— Start of DATASET —

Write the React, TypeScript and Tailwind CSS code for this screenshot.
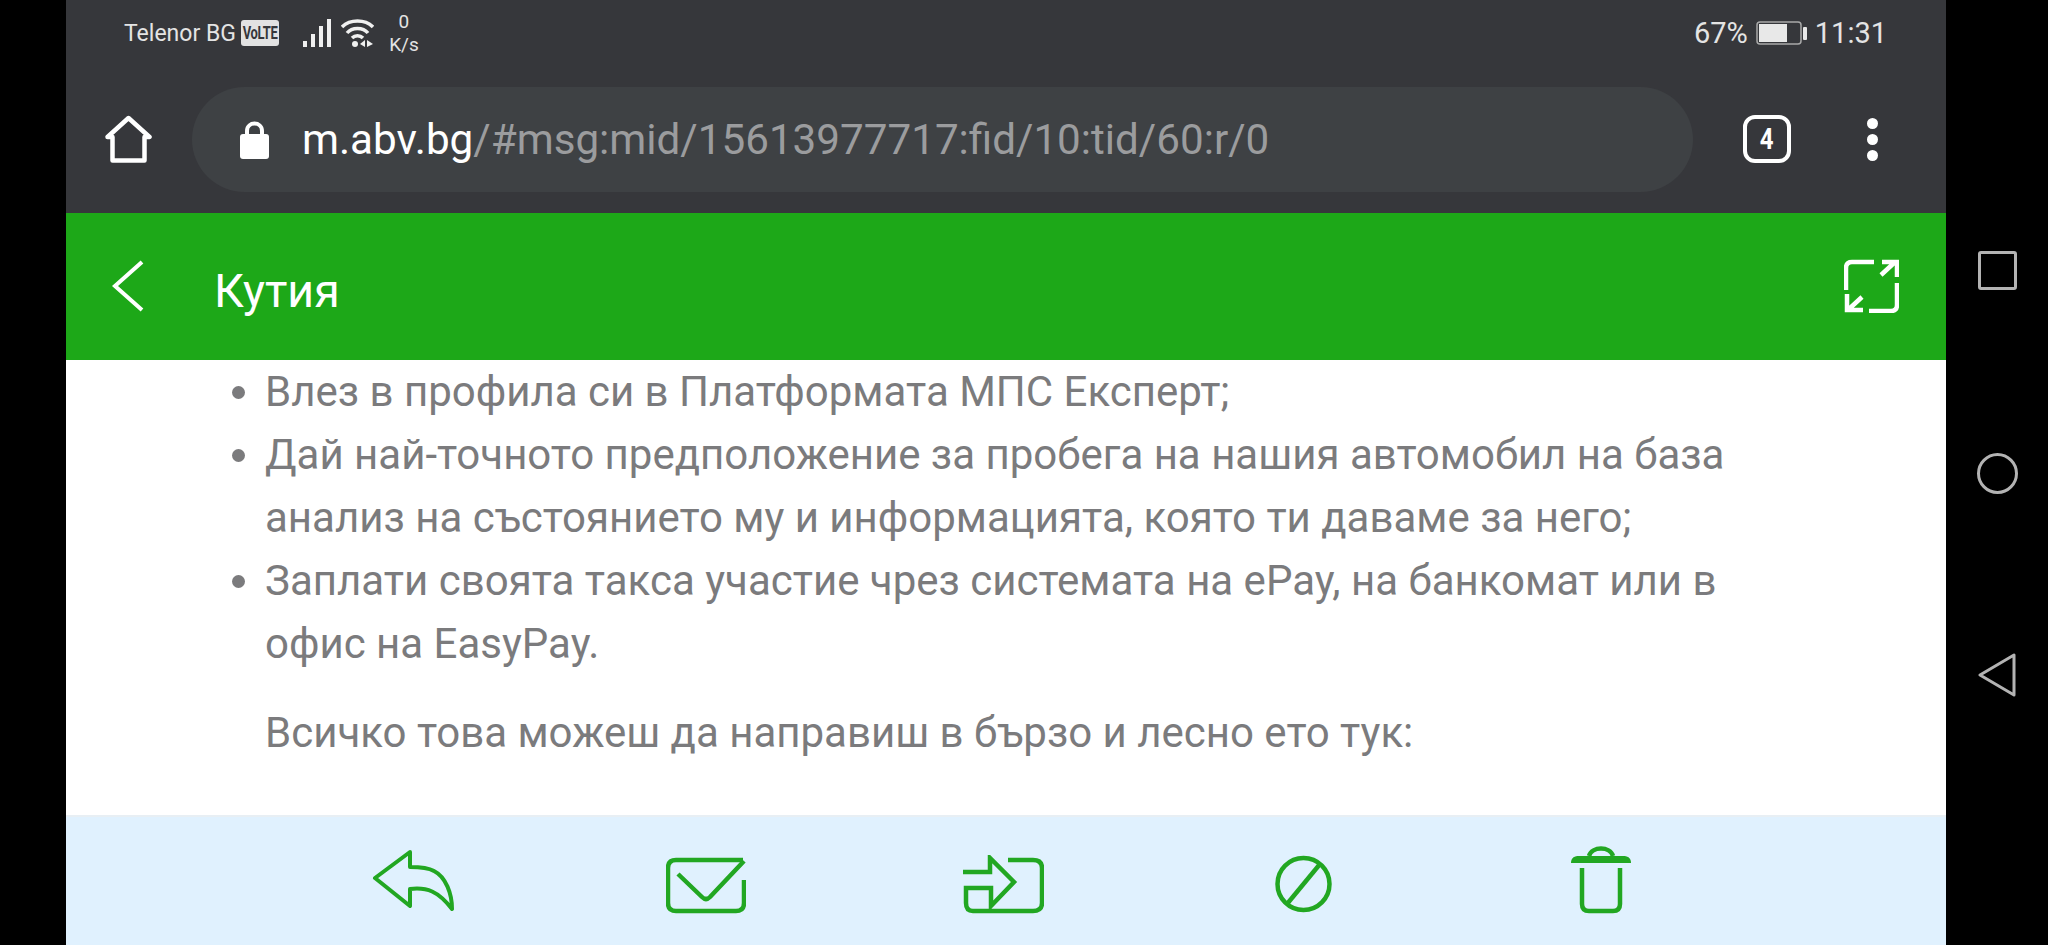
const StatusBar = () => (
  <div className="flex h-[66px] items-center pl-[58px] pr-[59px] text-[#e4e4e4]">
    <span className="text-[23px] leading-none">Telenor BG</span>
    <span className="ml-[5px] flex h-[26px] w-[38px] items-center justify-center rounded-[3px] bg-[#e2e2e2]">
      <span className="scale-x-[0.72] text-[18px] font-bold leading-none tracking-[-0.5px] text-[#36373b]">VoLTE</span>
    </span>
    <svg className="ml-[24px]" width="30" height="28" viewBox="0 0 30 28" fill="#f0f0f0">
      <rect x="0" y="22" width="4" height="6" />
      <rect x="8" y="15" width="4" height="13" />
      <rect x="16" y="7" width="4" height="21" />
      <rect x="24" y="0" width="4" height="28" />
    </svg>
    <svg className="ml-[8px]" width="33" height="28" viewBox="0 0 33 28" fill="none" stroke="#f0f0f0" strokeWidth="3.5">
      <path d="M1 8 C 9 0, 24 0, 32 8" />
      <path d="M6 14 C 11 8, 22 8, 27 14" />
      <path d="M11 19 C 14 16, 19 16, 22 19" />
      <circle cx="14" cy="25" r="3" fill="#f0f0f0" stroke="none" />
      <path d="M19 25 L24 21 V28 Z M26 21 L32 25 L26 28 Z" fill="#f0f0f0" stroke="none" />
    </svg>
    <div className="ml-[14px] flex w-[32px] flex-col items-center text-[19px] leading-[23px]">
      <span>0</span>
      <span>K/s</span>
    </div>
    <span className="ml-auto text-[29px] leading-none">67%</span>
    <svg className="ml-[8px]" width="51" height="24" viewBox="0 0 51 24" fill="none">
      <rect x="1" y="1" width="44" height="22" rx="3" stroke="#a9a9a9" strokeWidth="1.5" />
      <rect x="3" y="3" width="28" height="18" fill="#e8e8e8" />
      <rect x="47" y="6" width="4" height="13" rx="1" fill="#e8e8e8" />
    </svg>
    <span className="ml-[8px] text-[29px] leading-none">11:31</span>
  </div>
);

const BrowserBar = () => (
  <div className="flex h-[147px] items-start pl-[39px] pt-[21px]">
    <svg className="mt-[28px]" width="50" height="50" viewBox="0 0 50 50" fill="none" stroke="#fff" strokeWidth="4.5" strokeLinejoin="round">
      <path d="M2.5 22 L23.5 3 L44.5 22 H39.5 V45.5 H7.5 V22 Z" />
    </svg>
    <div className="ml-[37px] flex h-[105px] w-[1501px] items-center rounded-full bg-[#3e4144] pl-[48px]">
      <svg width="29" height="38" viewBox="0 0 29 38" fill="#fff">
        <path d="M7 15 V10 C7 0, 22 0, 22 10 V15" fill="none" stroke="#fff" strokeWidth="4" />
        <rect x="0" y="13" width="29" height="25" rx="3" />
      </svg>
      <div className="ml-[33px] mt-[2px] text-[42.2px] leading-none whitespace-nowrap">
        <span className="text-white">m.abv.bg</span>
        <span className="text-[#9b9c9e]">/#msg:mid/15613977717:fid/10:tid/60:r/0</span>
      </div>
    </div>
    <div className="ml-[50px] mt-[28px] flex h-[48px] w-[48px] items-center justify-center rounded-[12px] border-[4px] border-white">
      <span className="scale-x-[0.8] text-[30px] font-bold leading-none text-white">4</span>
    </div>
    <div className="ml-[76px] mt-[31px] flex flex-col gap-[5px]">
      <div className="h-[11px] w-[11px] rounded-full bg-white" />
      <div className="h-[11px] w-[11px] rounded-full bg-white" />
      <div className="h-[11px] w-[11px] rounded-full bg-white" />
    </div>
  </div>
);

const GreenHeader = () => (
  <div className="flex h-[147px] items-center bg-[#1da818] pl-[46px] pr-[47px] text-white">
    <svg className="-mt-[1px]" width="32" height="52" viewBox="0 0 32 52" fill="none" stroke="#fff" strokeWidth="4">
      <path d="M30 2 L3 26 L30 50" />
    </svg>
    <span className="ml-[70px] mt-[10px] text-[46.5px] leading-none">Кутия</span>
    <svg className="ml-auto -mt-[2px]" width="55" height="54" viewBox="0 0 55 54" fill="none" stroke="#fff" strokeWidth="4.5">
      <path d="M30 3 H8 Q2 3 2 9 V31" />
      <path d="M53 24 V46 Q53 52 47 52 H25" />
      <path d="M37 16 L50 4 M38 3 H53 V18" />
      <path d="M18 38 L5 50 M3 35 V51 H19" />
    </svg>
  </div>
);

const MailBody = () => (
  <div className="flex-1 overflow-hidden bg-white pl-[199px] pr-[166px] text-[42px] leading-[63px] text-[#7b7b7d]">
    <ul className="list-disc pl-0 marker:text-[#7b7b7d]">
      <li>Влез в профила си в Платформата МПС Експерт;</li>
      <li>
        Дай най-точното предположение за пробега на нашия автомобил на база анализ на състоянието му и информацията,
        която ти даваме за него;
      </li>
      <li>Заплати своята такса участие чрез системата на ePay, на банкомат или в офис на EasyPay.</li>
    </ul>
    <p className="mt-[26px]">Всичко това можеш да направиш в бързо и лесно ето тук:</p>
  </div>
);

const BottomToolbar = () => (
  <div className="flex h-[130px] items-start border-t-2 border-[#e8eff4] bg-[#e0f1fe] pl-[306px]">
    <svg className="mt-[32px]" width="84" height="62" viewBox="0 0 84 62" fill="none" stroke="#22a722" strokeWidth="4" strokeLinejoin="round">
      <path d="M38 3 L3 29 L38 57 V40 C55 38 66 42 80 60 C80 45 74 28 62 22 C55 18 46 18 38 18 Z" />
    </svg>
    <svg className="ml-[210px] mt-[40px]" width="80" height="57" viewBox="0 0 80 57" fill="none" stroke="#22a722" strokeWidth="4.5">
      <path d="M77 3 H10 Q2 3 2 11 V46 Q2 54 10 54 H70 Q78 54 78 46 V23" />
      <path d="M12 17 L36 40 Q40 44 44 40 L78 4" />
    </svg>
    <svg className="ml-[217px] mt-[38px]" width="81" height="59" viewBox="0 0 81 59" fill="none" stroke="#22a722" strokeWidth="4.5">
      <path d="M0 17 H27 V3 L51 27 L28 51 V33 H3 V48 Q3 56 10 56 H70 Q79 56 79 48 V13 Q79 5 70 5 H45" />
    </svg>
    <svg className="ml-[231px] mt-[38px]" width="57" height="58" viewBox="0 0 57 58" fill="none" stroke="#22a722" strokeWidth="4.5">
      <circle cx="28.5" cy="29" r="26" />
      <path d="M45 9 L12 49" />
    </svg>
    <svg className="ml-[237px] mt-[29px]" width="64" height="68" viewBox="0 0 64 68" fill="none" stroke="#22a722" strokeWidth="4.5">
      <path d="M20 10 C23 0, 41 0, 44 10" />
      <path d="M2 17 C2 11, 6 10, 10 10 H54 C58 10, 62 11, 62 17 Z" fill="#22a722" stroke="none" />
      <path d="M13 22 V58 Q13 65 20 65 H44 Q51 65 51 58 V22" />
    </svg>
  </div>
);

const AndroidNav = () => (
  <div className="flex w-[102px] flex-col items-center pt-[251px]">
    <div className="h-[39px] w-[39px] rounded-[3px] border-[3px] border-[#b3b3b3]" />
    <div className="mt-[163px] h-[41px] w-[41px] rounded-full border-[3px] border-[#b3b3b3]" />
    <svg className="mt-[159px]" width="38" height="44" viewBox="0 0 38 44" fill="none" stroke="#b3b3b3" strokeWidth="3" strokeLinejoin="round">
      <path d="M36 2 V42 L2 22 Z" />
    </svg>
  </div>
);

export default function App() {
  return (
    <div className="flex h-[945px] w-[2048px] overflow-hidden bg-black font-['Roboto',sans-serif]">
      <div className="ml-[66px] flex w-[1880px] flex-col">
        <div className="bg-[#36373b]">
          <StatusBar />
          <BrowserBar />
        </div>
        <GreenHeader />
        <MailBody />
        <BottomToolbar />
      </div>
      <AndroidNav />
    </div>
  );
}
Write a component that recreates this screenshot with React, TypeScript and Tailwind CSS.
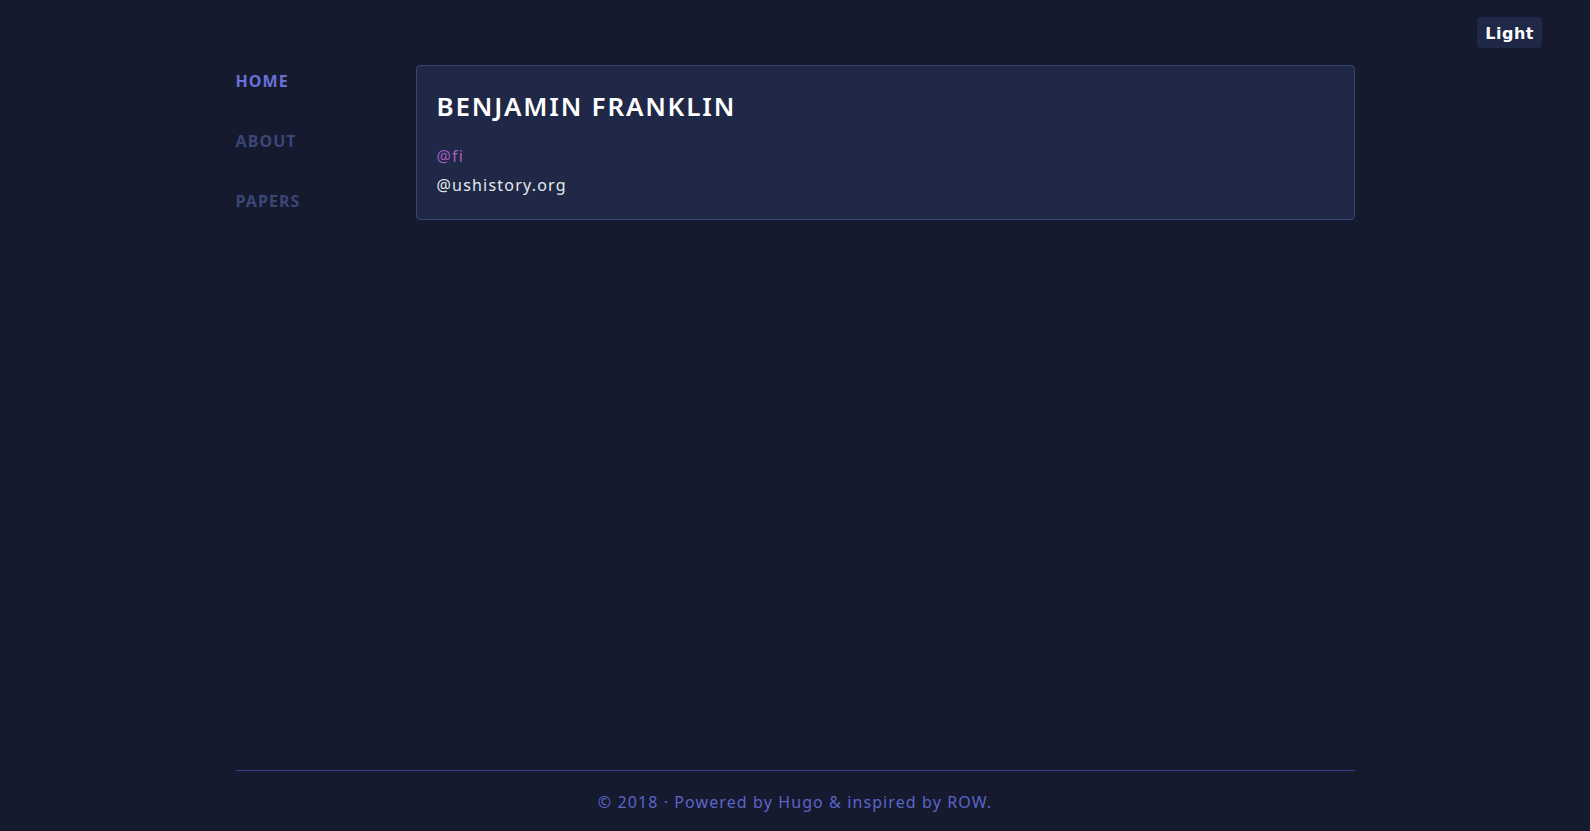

— End of DATASET —

A line counts if it holds the word "screenshot". How many lines of the entries count? Give the number only.

RESPONSE TO THE TASK. 2